A bill supporting the implementation of gender-neutral housing was passed unanimously by the Residence Halls Association during a meeting Wednesday evening.

Members of the Student Gender Neutral Housing Coalition will present the bill and a report documenting student support of a university policy that supports gender-neutral housing to administrators in the near future.

Gender-neutral housing would allow students to live in the same room with members of the opposite sex in residence halls.

Lee June, vice president for Student Affairs and Services, said he and other administrators are members of a university team that reviews what other institutions are doing and collects information on the student opinion of gender-neutral housing. In the last few years, several universities nationwide have implemented a gender-neutral policy.

“We’re collecting data, and eventually we would bring this up with the president,” he said. “We are simply in the input-gathering state, and we will then look at that and make some suggestions to the president at some point in time.”

Now might be the time for the university to implement a policy allowing gender-neutral housing, said Paul Goldblatt, adviser to the Residence Halls Association and director of Residence Life.
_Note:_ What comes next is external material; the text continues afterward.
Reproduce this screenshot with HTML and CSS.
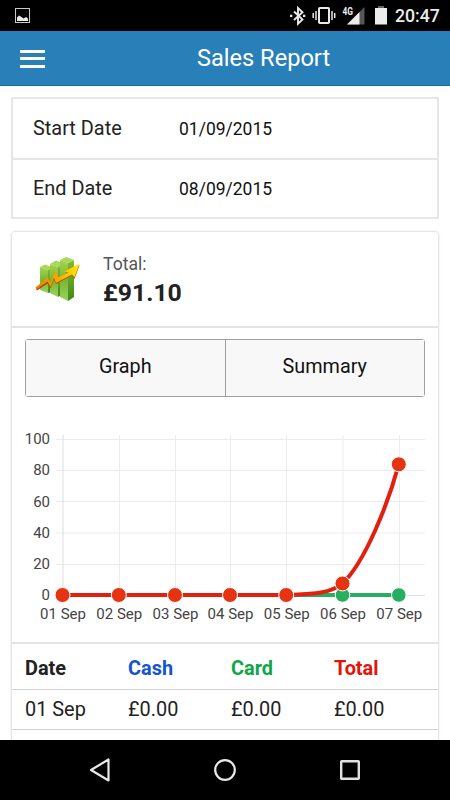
FILE: index.html
```html
<!DOCTYPE html>
<html lang="en">
<head>
  <meta charset="UTF-8" />
  <meta name="viewport" content="width=device-width, initial-scale=1.0"/>
  <title>Sales Report</title>
  <link rel="stylesheet" href="styles.css">
</head>
<body>
  <div class="status-bar">
    <svg class="status-image" width="15" height="15" viewBox="0 0 15 15">
      <rect x="0.5" y="0.5" width="14" height="14" fill="none" stroke="#c8c8c8"/>
      <path d="M2 13V9.500l2-2L6.500 9l2 1.500L11 9l2 1.500V13z" fill="#e8e8e8"/>
    </svg>
    <svg class="status-icons" width="104" height="22" viewBox="0 0 104 22">
      <!-- bluetooth -->
      <path d="M4 6.500l8.500 8L8 18.800V3l4.500 4.200L4 15" fill="none" stroke="#e8e8e8" stroke-width="1.900"/>
      <rect x="0" y="9.700" width="2.300" height="2.300" fill="#e8e8e8"/>
      <rect x="13" y="9.700" width="2.300" height="2.300" fill="#e8e8e8"/>
      <!-- vibrate -->
      <rect x="29" y="3" width="10" height="15" rx="0.800" fill="none" stroke="#e8e8e8" stroke-width="2"/>
      <path d="M23.200 8v5M26 6v9M42 6v9M44.700 8v5" stroke="#e8e8e8" stroke-width="1.500"/>
      <!-- signal -->
      <path d="M57 19.500L74.500 2v17.500z" fill="#555"/>
      <path d="M57 19.500L69.500 7V19.500z" fill="#ececec"/>
      <text class="network" x="52.500" y="10" textLength="10.500" lengthAdjust="spacingAndGlyphs">4G</text>
      <!-- battery -->
      <rect x="88" y="1" width="6" height="2.500" fill="#666"/>
      <rect x="85" y="3" width="12" height="16.500" fill="#ececec"/>
    </svg>
    <span class="clock">20:47</span>
  </div>

  <header class="header">
    <div class="menu">
      <span></span>
      <span></span>
      <span></span>
    </div>
    <h1>Sales Report</h1>
  </header>

  <main class="content">
    <div class="dates">
      <div class="date-row">
        <label>Start Date</label>
        <span>01/09/2015</span>
      </div>
      <div class="date-row">
        <label>End Date</label>
        <span>08/09/2015</span>
      </div>
    </div>

    <div class="card">
      <div class="total">
        <svg width="46" height="46" viewBox="0 0 46 46">
          <defs>
            <linearGradient id="front" x1="0" y1="0" x2="0" y2="1">
              <stop offset="0" stop-color="#a4d350"/>
              <stop offset="0.500" stop-color="#79b832"/>
              <stop offset="1" stop-color="#9bd060"/>
            </linearGradient>
            <linearGradient id="side" x1="0" y1="0" x2="0" y2="1">
              <stop offset="0" stop-color="#83bd32"/>
              <stop offset="1" stop-color="#3e8913"/>
            </linearGradient>
            <linearGradient id="arrow" x1="0" y1="0" x2="1" y2="0">
              <stop offset="0" stop-color="#f27b00"/>
              <stop offset="0.600" stop-color="#ffb000"/>
              <stop offset="1" stop-color="#fff000"/>
            </linearGradient>
          </defs>
          <path d="M5 11l8 3v23l-8-3z" fill="url(#front)"/>
          <path d="M13 14l3-2v24l-3 1z" fill="url(#side)"/>
          <path d="M5 11l5-2.500 8 3-5 2.500z" fill="#a8d956"/>
          <path d="M15 8l8 3v30l-8-4z" fill="url(#front)"/>
          <path d="M23 11l3-2v30l-3 2z" fill="url(#side)"/>
          <path d="M15 8l6-3.500 7 3-5 3.500z" fill="#a8d956"/>
          <path d="M25 4l8 3v38l-8-4z" fill="url(#front)"/>
          <path d="M33 7l6-3v37l-6 4z" fill="url(#side)"/>
          <path d="M25 4l6-3 8 3-6 3z" fill="#a8d956"/>
          <path d="M1 32.500L13 22.500l2.500 6 5-13 2.500 7 11-4.500-4-2L44.500 9 39.500 23l-2.500-3.500-16 8.500-2-4.500-3.500 9-3-5L2 34.500z" fill="#a84700"/>
          <path d="M0.500 31.500L13 21.300l2.500 6 5-13 2.500 7L33.500 17 29 15.500 44.500 7.800 39.500 21.500l-2.500-3L21 27l-2-5-3.500 9-3-5.500L1.500 33.500z" fill="url(#arrow)"/>
        </svg>
        <div class="total-text">
          <span>Total:</span>
          <strong>£91.10</strong>
        </div>
      </div>

      <div class="chart-section">
        <div class="tabs">
          <button type="button">Graph</button>
          <button type="button">Summary</button>
        </div>
        <svg class="chart" width="400" height="200" viewBox="25 430 400 200">
          <path class="grid" d="M56 439.500H425M56 470.500H425M56 501.500H425M56 533H425M56 564.500H425M119.500 435V601M175.500 435V601M230.500 435V601M286.500 435V601M343 435V601M399.500 435V601"/>
          <path class="axis" d="M63 435V601M56 595.500H425"/>
          <g class="labels y-labels">
            <text x="50" y="444">100</text>
            <text x="50" y="475">80</text>
            <text x="50" y="506.500">60</text>
            <text x="50" y="538">40</text>
            <text x="50" y="569">20</text>
            <text x="50" y="600">0</text>
          </g>
          <g class="labels x-labels">
            <text x="63" y="619">01 Sep</text>
            <text x="119.300" y="619">02 Sep</text>
            <text x="175.500" y="619">03 Sep</text>
            <text x="230.500" y="619">04 Sep</text>
            <text x="286.800" y="619">05 Sep</text>
            <text x="343" y="619">06 Sep</text>
            <text x="399.300" y="619">07 Sep</text>
          </g>
          <path class="line card-line" d="M63 595H399"/>
          <g class="points card-points">
            <circle cx="342.500" cy="595" r="7.300"/>
            <circle cx="398.800" cy="595" r="7.300"/>
          </g>
          <path class="line total-line" d="M63 595H286.500C309 594 329 594.500 342.500 583.500C365 562 388 504 398.800 464.300"/>
          <g class="points total-points">
            <circle cx="62.500" cy="595" r="7.500"/>
            <circle cx="118.800" cy="595" r="7.500"/>
            <circle cx="175" cy="595" r="7.500"/>
            <circle cx="230" cy="595" r="7.500"/>
            <circle cx="286.200" cy="595" r="7.500"/>
            <circle cx="342.500" cy="583.500" r="7.500"/>
            <circle cx="398.800" cy="464.300" r="7.500"/>
          </g>
        </svg>
      </div>

      <div class="table">
        <div class="row head">
          <span>Date</span>
          <span class="cash">Cash</span>
          <span class="card-col">Card</span>
          <span class="total-col">Total</span>
        </div>
        <div class="row">
          <span>01 Sep</span>
          <span>£0.00</span>
          <span>£0.00</span>
          <span>£0.00</span>
        </div>
      </div>
    </div>
  </main>

  <nav class="nav-bar">
    <svg width="24" height="26" viewBox="0 0 24 26">
      <path d="M20.500 2.500V23.500L3 13z" fill="none" stroke="#e8e8e8" stroke-width="2.200" stroke-linejoin="round"/>
    </svg>
    <svg width="24" height="24" viewBox="0 0 24 24">
      <circle cx="12" cy="12" r="9.800" fill="none" stroke="#e8e8e8" stroke-width="2.200"/>
    </svg>
    <svg width="24" height="24" viewBox="0 0 24 24">
      <rect x="3.200" y="3.200" width="17.600" height="17.600" rx="0.500" fill="none" stroke="#e0e0e0" stroke-width="2.400"/>
    </svg>
  </nav>
</body>
</html>
```

FILE: styles.css
```css
* {
  box-sizing: border-box;
}
body {
  margin: 0;
  width: 450px;
  height: 800px;
  overflow: hidden;
  display: flex;
  flex-direction: column;
  font-family: Roboto, Arial, sans-serif;
  font-size: 20px;
  color: #222222;
  background-color: #ffffff;
}
.status-bar {
  flex: none;
  display: flex;
  align-items: flex-start;
  height: 31px;
  padding: 5px 8px 0 15px;
  background-color: #000000;
}
.status-image {
  margin-top: 3px;
}
.status-icons {
  margin-left: 260px;
}
.network {
  font-size: 10px;
  font-weight: 700;
  fill: #ececec;
}
.clock {
  margin-left: 1px;
  font-size: 17.7px;
  line-height: 23px;
  font-weight: 500;
  color: #ececec;
}
.header {
  flex: none;
  display: flex;
  align-items: center;
  height: 55px;
  padding-left: 20px;
  background-color: #2980b9;
  border-bottom: 1px solid #1070ae;
}
.menu {
  display: flex;
  flex-direction: column;
  gap: 4.5px;
  width: 25px;
  margin-top: 1px;
}
.menu span {
  height: 3px;
  background-color: #ffffff;
}
h1 {
  margin: 0 0 0 152px;
  font-size: 23.6px;
  font-weight: 400;
  color: #ffffff;
}
.content {
  flex: 1;
  min-height: 0;
  overflow: hidden;
  padding: 11px 11px 0;
}
.dates {
  border: 2px solid #e6e6e6;
}
.date-row {
  display: flex;
  align-items: center;
  height: 59px;
  padding-left: 20px;
}
.date-row + .date-row {
  border-top: 2px solid #e6e6e6;
}
.date-row label {
  width: 146px;
  font-size: 19.9px;
}
.date-row span {
  font-size: 17.5px;
  color: #111111;
}
.card {
  height: 600px;
  margin: 13px 1px 0;
  border-radius: 3px;
  box-shadow: 0 0 3px rgba(0, 0, 0, 0.28);
}
.total {
  display: flex;
  align-items: flex-start;
  height: 96px;
  padding: 24px 0 0 23px;
  border-bottom: 2px solid #e3e3e3;
}
.total-text {
  display: flex;
  flex-direction: column;
  margin-left: 22px;
}
.total-text span {
  font-size: 17.6px;
  line-height: 16px;
  color: #555555;
}
.total-text strong {
  margin-top: 6px;
  font-size: 24.8px;
  line-height: 29px;
}
.chart-section {
  height: 316px;
  padding: 11px 13px 0;
  border-bottom: 2px solid #e3e3e3;
}
.tabs {
  display: flex;
  height: 58px;
  border: 1px solid #a0a0a0;
  border-radius: 3px;
}
.tabs button {
  flex: 1;
  padding: 0 0 4px;
  border: none;
  background-color: #f8f8f8;
  font-family: inherit;
  font-size: 19.8px;
  color: #111111;
}
.tabs button + button {
  border-left: 1px solid #a0a0a0;
}
.chart {
  display: block;
  margin-top: 33px;
}
.grid {
  fill: none;
  stroke: #ececec;
}
.axis {
  fill: none;
  stroke: #dedede;
}
.labels {
  font-size: 15px;
  fill: #444444;
}
.y-labels {
  text-anchor: end;
}
.x-labels {
  text-anchor: middle;
}
.line {
  fill: none;
  stroke-width: 4;
}
.card-line {
  stroke: #27ae60;
}
.total-line {
  stroke: #e32010;
}
.points {
  stroke: #ffffff;
  stroke-width: 1;
}
.card-points {
  fill: #27ae60;
}
.total-points {
  fill: #e63312;
}
.row {
  display: grid;
  grid-template-columns: 103px 103px 103px 1fr;
  align-items: center;
  height: 40px;
  padding: 0 0 1px 13px;
  border-bottom: 1px solid #d2d2d2;
  font-size: 19.9px;
}
.head {
  height: 46px;
  padding-top: 4px;
  font-weight: 700;
}
.cash {
  color: #1554d1;
}
.card-col {
  color: #10a64a;
}
.total-col {
  color: #e31507;
}
.nav-bar {
  flex: none;
  display: flex;
  align-items: center;
  justify-content: center;
  gap: 101px;
  height: 60px;
  background-color: #000000;
}
```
“It may be our time to do this at MSU,” Goldblatt said. “I think maybe it’s time for us to be a leader at Michigan State.”

About 67 percent of students support gender-neutral housing, according to the 2010 Floor Community Survey, which was given to students in residence halls in November. Of 7,600 students who responded to the survey, 5,096 support the alternative-housing option.

About 56 percent, or 4,274 students, said they would consider living in gender-neutral housing, according to the survey.

Such a policy would benefit a variety of students, said Ian Morrison, a Student Gender Neutral Housing Coalition member and political science and sociology senior.

“The old ways of segregating male and female students is a little bit outdated and not as necessary now,” he said.

Morrison said the policy would give students the right to decide whether or not living with a member of the opposite sex.

“(A gender-neutral housing policy) gives power to students,” Morrison said.

“It gives them their own voice.”

The policy would not, however, force opposite-sex housing on students, said Nick Pfost, a social relations and policy senior and the representative who introduced the bill.

“What it would not do is place students in gender-neutral housing without their consent,” Pfost said.

Staff writer Andrew Krietz contributed to this report.